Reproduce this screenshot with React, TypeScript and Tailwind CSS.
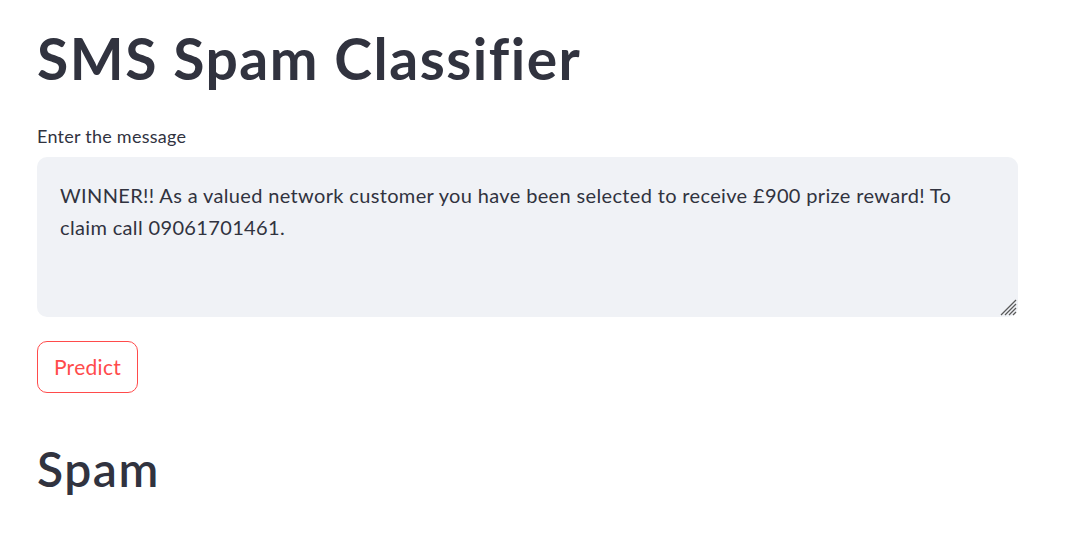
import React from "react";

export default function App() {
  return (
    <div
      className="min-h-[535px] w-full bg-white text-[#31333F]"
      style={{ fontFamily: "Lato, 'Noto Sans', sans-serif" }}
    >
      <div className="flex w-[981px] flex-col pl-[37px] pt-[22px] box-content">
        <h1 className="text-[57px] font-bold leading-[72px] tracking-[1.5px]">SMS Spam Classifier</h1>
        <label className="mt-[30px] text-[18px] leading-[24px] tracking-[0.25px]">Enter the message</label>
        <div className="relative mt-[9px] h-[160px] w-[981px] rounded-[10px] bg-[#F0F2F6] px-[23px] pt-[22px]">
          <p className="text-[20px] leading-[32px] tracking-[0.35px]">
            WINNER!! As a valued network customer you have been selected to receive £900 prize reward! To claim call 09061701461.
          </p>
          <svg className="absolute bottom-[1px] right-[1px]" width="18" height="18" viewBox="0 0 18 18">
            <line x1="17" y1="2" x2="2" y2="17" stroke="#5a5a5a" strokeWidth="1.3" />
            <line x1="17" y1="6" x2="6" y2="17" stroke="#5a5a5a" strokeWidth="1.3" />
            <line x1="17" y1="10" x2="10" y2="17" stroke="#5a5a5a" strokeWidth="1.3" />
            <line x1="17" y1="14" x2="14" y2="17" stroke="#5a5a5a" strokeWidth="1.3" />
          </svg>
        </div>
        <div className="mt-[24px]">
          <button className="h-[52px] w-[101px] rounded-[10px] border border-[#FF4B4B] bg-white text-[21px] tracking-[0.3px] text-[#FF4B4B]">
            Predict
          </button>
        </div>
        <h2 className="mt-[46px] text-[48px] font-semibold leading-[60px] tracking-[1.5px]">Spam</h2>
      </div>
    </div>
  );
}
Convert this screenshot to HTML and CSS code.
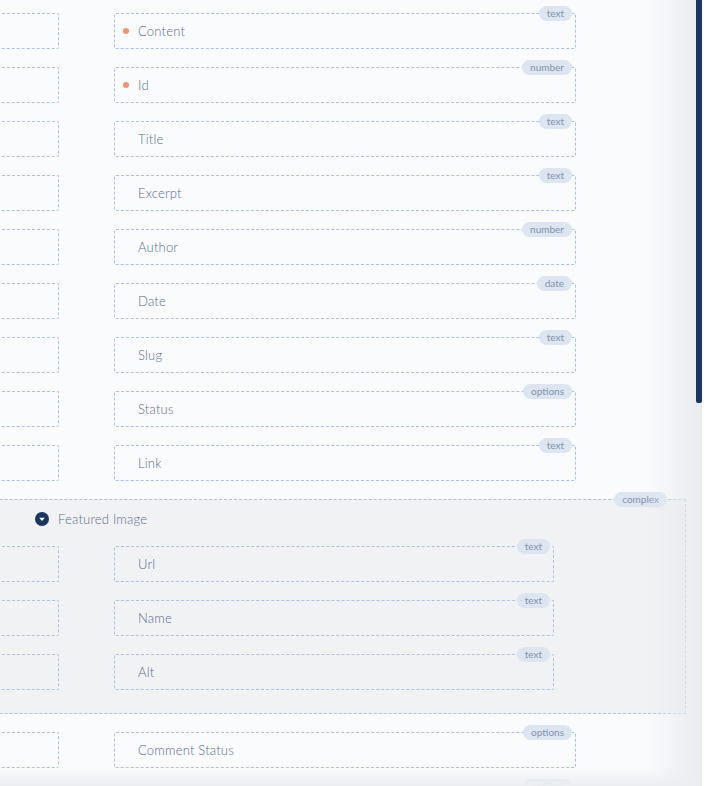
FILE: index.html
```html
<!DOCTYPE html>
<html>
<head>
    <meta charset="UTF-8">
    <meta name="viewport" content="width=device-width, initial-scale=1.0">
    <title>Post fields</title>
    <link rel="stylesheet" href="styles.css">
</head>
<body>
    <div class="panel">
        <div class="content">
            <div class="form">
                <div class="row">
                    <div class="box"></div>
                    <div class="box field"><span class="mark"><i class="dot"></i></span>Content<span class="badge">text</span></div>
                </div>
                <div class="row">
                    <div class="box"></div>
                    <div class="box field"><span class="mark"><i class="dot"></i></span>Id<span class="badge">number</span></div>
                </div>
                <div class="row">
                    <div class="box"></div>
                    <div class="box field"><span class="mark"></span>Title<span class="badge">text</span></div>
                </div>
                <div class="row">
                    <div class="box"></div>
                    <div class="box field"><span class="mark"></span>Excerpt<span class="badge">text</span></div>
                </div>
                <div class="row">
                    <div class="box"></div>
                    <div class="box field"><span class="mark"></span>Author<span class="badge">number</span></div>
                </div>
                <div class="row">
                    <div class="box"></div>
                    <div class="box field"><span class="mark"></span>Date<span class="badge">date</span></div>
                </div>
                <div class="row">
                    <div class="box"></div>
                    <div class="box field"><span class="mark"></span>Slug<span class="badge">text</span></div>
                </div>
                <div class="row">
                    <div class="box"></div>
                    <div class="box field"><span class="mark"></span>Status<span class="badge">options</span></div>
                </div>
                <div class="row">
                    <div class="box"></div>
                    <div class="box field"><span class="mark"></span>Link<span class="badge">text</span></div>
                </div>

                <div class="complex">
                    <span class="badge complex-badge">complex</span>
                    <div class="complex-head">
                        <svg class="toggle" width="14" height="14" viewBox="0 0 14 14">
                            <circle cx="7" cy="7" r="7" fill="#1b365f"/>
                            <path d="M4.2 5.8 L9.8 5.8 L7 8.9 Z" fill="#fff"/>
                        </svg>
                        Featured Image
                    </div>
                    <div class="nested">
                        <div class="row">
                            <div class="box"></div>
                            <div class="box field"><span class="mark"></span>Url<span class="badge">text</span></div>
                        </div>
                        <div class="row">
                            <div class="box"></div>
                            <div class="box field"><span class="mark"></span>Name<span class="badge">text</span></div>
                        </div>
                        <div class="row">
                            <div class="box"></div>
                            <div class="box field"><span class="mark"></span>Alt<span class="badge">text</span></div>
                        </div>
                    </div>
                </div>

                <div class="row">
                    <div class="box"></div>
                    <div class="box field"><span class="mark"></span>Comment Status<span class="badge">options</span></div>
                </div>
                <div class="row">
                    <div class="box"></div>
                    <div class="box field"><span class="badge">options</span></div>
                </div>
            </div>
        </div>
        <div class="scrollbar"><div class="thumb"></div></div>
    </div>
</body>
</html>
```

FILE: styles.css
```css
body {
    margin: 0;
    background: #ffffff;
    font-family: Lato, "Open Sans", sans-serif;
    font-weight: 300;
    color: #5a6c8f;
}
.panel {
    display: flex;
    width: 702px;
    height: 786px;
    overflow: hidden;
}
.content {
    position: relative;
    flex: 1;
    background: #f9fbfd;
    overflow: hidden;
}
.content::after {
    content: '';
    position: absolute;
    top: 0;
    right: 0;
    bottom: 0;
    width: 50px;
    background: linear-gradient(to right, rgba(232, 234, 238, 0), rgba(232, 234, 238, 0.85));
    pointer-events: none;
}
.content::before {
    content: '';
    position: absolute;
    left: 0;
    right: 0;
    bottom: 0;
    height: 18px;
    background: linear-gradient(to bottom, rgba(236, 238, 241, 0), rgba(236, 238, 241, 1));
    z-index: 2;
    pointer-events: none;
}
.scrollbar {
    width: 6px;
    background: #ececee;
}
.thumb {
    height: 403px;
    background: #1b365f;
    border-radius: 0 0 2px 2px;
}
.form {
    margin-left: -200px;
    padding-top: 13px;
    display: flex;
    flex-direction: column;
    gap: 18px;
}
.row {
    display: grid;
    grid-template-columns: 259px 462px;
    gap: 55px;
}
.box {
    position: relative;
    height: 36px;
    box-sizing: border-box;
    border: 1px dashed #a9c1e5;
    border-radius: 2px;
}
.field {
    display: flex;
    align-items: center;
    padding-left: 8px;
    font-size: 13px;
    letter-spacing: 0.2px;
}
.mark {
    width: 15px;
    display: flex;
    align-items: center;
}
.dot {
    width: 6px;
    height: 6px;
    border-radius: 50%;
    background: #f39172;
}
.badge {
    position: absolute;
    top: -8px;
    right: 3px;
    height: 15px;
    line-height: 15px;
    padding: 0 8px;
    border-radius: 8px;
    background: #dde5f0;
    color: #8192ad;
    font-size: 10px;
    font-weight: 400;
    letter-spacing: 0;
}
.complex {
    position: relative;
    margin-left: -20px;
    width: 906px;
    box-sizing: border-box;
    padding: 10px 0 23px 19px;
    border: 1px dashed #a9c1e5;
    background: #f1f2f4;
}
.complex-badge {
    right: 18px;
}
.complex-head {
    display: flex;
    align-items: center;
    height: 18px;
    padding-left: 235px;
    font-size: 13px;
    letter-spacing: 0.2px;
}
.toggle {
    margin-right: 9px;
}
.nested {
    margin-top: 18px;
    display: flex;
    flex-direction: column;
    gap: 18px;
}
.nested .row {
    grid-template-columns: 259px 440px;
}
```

------------------------------------

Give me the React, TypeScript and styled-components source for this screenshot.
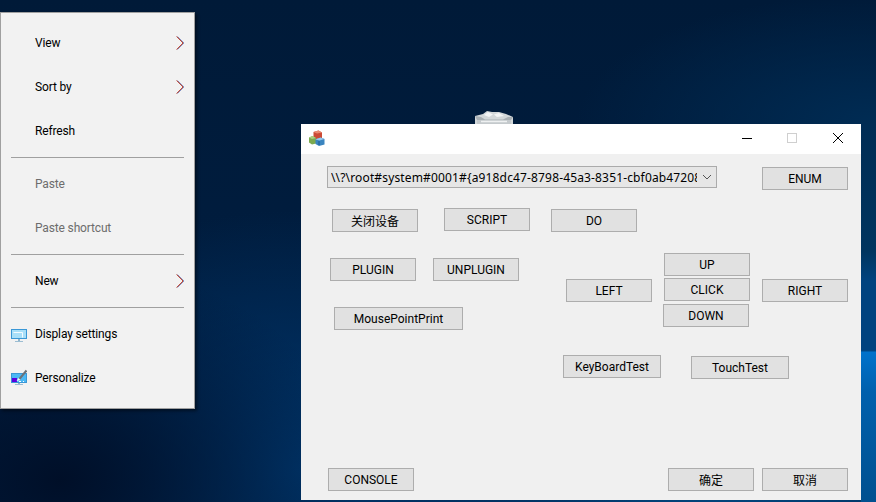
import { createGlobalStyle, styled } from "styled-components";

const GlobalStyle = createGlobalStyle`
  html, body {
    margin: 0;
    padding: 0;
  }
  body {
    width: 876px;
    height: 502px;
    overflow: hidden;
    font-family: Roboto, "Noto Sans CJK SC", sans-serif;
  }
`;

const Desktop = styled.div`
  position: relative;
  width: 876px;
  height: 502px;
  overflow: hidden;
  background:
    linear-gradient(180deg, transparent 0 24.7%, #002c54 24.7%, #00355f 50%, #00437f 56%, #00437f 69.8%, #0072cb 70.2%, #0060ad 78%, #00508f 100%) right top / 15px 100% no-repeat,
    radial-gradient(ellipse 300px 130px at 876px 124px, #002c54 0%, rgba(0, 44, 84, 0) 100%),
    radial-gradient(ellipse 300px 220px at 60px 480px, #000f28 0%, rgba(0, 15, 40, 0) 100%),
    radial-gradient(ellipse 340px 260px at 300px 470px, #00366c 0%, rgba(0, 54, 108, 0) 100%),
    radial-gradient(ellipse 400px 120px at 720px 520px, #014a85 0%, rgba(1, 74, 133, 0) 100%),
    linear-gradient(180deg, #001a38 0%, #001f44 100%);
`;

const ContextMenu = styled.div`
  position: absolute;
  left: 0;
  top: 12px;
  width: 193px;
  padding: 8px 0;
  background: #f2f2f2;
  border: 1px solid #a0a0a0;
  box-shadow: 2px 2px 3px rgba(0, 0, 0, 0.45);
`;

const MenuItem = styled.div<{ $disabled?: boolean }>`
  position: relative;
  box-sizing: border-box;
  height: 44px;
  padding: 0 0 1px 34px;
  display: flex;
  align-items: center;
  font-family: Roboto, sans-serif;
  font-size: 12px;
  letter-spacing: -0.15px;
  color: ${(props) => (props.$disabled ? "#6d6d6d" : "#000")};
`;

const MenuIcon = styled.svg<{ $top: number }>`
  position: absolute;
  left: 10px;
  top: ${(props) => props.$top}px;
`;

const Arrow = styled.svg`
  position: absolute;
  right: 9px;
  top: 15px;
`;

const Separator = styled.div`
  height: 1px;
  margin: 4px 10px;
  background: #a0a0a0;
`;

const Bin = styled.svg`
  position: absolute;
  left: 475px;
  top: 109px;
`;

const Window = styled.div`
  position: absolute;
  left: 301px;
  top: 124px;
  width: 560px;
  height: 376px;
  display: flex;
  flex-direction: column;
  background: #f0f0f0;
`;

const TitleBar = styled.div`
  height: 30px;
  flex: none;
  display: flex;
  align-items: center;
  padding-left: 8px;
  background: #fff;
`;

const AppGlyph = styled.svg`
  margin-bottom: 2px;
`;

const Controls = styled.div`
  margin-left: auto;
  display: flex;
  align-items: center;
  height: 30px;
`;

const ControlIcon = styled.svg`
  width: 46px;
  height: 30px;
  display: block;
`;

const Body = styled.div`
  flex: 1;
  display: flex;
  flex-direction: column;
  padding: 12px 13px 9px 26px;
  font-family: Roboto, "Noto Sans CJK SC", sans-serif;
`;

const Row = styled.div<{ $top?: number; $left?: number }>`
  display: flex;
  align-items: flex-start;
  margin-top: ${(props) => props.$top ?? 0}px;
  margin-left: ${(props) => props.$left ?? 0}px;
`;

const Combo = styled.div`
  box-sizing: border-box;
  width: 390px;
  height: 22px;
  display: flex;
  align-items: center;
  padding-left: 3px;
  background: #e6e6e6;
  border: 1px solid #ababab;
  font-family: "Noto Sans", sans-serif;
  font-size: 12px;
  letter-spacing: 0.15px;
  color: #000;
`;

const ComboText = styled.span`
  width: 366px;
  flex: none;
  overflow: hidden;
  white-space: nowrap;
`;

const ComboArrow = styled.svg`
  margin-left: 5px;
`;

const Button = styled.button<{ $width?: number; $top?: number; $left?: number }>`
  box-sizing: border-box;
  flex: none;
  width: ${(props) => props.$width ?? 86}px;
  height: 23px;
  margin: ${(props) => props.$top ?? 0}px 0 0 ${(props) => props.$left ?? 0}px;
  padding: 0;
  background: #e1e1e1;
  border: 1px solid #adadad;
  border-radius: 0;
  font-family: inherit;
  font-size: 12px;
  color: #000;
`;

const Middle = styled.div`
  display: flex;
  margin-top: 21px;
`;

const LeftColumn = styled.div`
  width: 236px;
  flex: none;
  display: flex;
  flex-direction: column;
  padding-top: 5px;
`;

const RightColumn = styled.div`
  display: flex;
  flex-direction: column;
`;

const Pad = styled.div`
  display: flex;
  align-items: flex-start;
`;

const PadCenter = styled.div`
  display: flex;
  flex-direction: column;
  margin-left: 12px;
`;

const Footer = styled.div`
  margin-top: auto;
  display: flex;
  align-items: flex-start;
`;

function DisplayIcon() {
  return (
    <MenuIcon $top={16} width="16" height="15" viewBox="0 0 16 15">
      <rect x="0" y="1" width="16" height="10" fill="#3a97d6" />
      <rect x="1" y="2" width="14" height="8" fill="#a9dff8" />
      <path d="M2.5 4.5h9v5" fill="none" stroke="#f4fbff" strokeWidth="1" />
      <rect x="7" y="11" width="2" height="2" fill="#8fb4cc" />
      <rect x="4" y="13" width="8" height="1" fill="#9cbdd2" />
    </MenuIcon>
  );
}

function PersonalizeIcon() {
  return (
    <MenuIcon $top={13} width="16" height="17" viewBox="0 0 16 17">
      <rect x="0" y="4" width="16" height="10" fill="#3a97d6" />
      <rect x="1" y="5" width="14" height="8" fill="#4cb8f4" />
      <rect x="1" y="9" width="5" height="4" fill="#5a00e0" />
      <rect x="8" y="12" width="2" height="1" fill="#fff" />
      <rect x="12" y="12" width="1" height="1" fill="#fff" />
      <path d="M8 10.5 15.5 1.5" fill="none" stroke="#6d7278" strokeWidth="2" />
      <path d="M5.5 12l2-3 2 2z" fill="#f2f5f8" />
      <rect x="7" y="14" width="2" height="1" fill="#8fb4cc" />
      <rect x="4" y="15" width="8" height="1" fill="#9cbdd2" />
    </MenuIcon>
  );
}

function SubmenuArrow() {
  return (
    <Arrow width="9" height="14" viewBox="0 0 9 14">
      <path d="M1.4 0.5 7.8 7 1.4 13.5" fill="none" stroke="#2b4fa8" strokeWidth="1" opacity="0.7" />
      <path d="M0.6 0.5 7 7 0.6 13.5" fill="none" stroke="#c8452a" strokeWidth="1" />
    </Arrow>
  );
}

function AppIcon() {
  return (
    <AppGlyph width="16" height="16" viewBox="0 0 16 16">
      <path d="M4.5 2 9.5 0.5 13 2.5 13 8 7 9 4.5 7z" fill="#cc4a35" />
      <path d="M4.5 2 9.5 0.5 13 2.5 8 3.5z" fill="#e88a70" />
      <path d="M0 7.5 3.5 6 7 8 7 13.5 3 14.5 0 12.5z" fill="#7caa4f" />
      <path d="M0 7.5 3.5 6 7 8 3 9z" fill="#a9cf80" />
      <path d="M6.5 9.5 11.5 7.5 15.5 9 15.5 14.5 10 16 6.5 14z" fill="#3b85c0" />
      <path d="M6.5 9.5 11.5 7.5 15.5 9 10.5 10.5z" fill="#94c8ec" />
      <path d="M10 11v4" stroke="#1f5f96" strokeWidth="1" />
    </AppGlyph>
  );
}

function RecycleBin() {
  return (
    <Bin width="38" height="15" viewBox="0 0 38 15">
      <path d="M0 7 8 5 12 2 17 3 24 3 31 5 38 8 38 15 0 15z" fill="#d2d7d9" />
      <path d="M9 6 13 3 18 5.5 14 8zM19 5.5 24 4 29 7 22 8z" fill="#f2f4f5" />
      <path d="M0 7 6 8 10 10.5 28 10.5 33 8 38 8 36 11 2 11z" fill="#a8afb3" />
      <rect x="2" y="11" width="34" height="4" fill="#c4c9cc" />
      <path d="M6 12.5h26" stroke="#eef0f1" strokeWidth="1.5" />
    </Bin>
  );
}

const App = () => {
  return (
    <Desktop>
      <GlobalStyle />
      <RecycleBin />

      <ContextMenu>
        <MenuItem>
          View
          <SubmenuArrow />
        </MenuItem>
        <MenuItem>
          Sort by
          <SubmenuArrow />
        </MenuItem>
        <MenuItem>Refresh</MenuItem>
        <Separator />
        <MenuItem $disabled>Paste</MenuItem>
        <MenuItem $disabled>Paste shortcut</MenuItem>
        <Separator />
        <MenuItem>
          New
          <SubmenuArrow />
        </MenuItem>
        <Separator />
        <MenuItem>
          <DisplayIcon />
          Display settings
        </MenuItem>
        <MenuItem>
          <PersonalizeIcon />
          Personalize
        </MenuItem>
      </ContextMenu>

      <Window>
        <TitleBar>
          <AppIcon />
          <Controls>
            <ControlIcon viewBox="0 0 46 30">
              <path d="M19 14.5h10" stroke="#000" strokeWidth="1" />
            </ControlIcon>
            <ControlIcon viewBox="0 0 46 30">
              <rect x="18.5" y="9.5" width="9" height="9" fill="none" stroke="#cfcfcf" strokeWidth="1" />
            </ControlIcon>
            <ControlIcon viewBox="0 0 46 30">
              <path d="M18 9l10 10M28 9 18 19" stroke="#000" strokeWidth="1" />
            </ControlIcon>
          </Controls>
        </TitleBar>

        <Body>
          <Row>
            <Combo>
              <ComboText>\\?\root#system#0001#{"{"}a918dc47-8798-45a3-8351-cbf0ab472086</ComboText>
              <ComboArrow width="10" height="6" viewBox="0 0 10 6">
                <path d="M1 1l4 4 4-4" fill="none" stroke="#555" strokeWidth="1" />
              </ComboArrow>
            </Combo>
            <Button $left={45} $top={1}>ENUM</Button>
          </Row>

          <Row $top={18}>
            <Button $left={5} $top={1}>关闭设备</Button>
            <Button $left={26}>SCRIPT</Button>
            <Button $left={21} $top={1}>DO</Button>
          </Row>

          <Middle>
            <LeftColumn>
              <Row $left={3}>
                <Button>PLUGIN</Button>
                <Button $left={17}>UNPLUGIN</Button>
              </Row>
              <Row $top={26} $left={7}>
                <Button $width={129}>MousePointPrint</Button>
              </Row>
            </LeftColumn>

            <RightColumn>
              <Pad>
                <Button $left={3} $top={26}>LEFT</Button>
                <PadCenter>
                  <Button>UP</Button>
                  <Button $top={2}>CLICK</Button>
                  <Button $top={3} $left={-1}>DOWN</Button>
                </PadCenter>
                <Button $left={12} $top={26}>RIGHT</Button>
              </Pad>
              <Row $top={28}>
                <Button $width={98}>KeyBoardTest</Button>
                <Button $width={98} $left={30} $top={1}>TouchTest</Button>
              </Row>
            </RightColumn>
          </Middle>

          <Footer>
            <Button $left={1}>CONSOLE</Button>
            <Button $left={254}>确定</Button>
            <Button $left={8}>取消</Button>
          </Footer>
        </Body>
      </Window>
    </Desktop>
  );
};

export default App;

------------------------------------

Task: Any pictures should be left out. Reproduce every line from the one holding "Reproduce this screenshot" down to the one holding "import React from", both of those lines included.

Result of this task:
Reproduce this screenshot with React, TypeScript and Tailwind CSS.
import React from "react";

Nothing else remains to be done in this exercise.